We update the schema, put the new field as a string, and return the new record with the new schema and value:
private R applyWithSchema(R record) {
...
updatedSchema = makeUpdatedSchema(value.schema());
...
final String keyAsString = extractKeyAsString(record.keySchema(), record.key());
updatedValue.put(fieldName, keyAsString);
return record.newRecord(
record.topic(),
record.kafkaPartition(),
record.keySchema(),
record.key(),
updatedSchema,
updatedValue,
record.timestamp()
);
}
as simple as that.
Our final SMT configuration now looks like:
transforms: unwrap,insertKeyField
# Extract record
transforms.unwrap.type: io.debezium.transforms.ExtractNewRecordState
transforms.unwrap.add.fields: source.ts_ms,ts_ms,scn
# Add key as field
transforms.insertKeyField.type: com.github.eladleev.kafka.connect.transform.keytofield.KeyToFieldTransform
transforms.insertKeyField.field.name: PK
With that, our pipeline is complete and relatively straightforward – Debezium generates the events from the source database, we transform the data using SMTs, ingest them to Kafka, and from there we have two connectors taking care of the ingestion to Big Query and GCS.
Conclusion
Dealing with legacy systems that rely on batch processing introducing a significant challenges in terms of data freshness, scalability, and timely business decision-making.

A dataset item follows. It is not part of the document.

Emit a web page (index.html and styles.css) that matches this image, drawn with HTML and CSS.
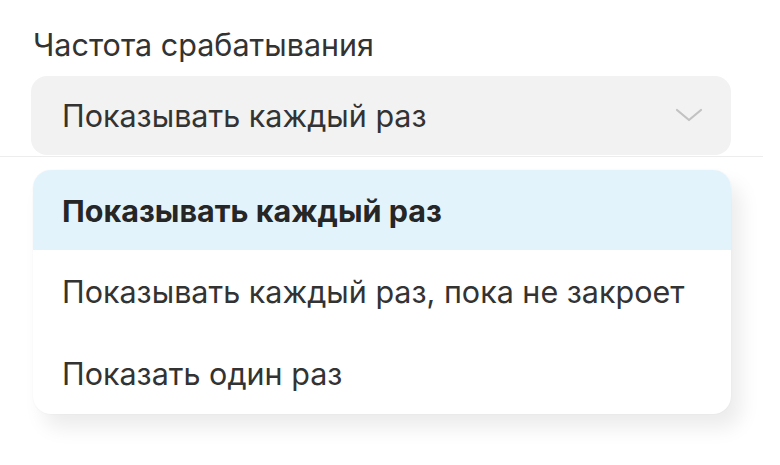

The transition to a modern data architecture leveraging Change Data Capture (CDC) with Debezium and Kafka addresses these issues effectively. By capturing and streaming real-time changes from the legacy Oracle database to Kafka, we significantly enhance data freshness and reduce latency. This new architecture facilitates near-real-time data processing and decision-making, enabling businesses to respond quicker.
In summary, the integration of Debezium and CDC into the data pipeline transforms a legacy batch processing system into a reactive, real-time data streaming architecture. This shift not only improves data freshness and scalability but also enhances the overall efficiency and responsiveness of the business, paving the way for more informed and timely decision-making.